■ DATA RECORDS ■
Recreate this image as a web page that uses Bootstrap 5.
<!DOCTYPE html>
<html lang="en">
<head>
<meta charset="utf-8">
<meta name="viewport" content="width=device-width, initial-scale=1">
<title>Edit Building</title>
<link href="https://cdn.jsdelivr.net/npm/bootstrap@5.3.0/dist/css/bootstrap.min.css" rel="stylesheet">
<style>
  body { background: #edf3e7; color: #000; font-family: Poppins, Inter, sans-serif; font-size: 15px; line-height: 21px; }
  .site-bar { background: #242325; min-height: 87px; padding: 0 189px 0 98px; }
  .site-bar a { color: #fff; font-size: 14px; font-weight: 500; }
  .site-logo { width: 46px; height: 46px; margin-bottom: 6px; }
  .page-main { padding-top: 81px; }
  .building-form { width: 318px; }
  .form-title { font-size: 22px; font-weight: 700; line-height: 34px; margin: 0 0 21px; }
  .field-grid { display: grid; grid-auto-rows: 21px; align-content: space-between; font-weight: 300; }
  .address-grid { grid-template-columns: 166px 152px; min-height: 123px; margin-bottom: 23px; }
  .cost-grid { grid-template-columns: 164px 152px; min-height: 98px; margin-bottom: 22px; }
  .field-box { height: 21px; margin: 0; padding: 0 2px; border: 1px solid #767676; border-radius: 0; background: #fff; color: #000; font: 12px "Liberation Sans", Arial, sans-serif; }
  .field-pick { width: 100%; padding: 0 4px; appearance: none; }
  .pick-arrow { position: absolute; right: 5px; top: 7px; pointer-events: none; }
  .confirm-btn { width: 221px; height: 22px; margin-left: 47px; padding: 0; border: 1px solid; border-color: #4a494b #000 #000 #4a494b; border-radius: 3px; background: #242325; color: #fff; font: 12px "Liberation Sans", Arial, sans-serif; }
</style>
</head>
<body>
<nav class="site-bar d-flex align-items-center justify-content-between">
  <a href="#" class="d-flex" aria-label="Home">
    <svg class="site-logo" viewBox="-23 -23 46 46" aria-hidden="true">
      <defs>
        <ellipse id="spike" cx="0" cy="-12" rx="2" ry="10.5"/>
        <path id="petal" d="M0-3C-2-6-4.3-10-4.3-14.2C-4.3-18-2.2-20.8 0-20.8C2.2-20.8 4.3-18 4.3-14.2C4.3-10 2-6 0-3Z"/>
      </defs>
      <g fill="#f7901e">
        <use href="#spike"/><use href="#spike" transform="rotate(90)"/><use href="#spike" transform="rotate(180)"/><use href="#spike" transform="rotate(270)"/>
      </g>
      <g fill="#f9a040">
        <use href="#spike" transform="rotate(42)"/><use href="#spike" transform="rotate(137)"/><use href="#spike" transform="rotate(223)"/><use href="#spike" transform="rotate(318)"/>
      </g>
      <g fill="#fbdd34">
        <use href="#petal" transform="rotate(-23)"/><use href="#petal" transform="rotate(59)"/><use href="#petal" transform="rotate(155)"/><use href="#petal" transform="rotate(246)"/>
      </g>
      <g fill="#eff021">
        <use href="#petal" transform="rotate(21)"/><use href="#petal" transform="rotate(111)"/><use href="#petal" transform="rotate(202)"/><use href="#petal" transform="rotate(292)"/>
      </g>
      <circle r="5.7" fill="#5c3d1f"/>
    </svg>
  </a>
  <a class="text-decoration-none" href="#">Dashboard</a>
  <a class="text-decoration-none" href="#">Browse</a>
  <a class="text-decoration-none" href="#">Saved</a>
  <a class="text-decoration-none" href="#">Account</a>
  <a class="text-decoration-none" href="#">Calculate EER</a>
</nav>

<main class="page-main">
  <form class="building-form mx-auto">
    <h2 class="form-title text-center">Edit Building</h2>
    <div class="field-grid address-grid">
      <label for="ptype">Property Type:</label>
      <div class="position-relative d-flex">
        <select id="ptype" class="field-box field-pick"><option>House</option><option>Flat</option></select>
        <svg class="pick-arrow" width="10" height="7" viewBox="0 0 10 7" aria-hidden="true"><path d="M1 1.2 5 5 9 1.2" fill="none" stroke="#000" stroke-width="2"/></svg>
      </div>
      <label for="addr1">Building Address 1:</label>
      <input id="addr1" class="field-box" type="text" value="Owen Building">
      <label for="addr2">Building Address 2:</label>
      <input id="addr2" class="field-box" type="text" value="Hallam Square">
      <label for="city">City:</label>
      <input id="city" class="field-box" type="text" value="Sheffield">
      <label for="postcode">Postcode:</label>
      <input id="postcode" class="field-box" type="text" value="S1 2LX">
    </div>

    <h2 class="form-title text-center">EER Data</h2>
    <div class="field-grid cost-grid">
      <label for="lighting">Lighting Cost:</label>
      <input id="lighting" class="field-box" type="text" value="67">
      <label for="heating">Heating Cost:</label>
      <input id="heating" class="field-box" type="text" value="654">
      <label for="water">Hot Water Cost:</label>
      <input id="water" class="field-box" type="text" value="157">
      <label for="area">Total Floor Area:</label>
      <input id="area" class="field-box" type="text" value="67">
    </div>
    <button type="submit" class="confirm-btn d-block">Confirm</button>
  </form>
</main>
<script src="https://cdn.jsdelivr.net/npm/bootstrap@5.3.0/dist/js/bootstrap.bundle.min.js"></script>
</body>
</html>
* * *
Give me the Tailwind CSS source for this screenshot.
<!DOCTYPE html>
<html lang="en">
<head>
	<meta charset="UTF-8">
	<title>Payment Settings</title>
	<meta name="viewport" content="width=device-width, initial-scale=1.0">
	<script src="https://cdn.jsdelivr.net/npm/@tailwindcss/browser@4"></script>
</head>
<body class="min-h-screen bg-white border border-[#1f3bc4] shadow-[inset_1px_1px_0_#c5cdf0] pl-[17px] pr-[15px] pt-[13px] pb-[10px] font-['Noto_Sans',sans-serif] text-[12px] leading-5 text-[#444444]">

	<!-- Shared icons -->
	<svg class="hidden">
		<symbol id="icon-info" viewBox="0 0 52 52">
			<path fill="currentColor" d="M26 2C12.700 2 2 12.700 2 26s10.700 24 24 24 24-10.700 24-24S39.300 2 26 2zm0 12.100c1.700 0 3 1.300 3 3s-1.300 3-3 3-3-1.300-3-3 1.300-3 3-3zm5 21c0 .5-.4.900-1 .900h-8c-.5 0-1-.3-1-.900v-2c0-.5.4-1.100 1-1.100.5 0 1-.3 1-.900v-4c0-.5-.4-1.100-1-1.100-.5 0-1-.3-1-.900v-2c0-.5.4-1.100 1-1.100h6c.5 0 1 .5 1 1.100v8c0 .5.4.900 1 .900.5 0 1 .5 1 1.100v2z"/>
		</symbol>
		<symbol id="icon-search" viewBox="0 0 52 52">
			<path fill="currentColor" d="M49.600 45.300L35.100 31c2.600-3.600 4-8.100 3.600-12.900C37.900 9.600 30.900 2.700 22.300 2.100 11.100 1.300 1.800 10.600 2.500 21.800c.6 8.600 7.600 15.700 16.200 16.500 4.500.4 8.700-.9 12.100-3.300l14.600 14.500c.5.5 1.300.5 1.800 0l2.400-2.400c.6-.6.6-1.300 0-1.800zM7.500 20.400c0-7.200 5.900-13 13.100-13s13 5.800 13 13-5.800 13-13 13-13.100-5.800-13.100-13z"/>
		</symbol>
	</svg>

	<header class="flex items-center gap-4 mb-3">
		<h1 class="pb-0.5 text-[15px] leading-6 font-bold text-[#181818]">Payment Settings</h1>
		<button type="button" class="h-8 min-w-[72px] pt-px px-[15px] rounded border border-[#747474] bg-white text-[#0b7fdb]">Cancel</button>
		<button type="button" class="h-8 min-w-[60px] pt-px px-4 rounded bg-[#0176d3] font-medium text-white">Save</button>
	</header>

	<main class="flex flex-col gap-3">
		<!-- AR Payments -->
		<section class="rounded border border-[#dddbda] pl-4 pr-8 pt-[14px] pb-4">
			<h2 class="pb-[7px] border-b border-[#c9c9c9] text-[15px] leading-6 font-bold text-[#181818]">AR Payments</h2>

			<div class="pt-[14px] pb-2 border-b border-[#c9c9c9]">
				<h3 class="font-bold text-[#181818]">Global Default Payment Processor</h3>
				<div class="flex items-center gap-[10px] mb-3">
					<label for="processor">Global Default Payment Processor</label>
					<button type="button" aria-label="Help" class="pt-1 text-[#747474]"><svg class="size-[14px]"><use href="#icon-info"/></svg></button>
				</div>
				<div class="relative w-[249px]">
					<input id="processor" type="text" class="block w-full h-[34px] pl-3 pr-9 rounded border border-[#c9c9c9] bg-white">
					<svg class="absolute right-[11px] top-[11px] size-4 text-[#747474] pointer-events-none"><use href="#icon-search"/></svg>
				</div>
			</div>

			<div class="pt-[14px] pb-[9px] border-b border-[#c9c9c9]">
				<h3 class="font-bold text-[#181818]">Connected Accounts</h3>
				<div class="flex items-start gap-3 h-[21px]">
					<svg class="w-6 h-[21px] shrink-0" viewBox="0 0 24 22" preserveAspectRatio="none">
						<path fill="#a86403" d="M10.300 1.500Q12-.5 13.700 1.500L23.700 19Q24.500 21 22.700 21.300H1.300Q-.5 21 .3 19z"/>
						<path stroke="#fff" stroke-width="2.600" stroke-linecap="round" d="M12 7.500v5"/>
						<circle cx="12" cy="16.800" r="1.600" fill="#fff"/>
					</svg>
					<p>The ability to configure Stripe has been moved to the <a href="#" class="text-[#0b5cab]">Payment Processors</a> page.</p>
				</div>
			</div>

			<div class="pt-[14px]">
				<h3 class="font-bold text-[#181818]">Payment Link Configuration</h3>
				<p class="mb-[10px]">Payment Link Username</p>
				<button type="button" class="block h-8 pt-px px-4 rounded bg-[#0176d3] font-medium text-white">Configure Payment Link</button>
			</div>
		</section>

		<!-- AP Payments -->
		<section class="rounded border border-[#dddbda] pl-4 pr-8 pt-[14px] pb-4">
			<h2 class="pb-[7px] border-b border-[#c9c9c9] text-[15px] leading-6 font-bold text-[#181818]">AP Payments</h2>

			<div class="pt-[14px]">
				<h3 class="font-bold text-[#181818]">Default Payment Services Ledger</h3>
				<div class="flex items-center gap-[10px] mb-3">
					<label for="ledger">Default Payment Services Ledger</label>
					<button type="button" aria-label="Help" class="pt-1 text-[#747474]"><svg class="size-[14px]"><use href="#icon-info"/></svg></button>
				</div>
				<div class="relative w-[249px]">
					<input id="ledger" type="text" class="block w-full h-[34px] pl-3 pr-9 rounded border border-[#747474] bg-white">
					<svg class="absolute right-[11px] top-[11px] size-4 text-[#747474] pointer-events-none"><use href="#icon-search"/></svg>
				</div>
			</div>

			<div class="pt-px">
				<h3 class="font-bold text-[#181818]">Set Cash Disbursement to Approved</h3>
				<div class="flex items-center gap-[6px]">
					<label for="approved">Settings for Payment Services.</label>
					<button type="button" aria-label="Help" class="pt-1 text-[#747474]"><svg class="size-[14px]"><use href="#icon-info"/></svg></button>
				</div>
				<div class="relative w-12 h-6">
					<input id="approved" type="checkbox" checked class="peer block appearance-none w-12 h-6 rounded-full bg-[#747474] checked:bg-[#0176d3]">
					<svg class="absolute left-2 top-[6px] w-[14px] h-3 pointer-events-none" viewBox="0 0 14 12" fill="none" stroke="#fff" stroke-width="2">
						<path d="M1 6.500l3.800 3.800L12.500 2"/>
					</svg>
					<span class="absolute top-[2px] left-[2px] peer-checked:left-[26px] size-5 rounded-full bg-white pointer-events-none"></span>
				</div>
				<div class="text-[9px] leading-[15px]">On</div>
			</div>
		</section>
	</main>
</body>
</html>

■ WRITTEN INSTRUCTION ■
Whichever lines contain the string "this", select and copy them.

■ ANSWER IN FULL ■
Recreate this image as a web page that uses Bootstrap 5.
Give me the Tailwind CSS source for this screenshot.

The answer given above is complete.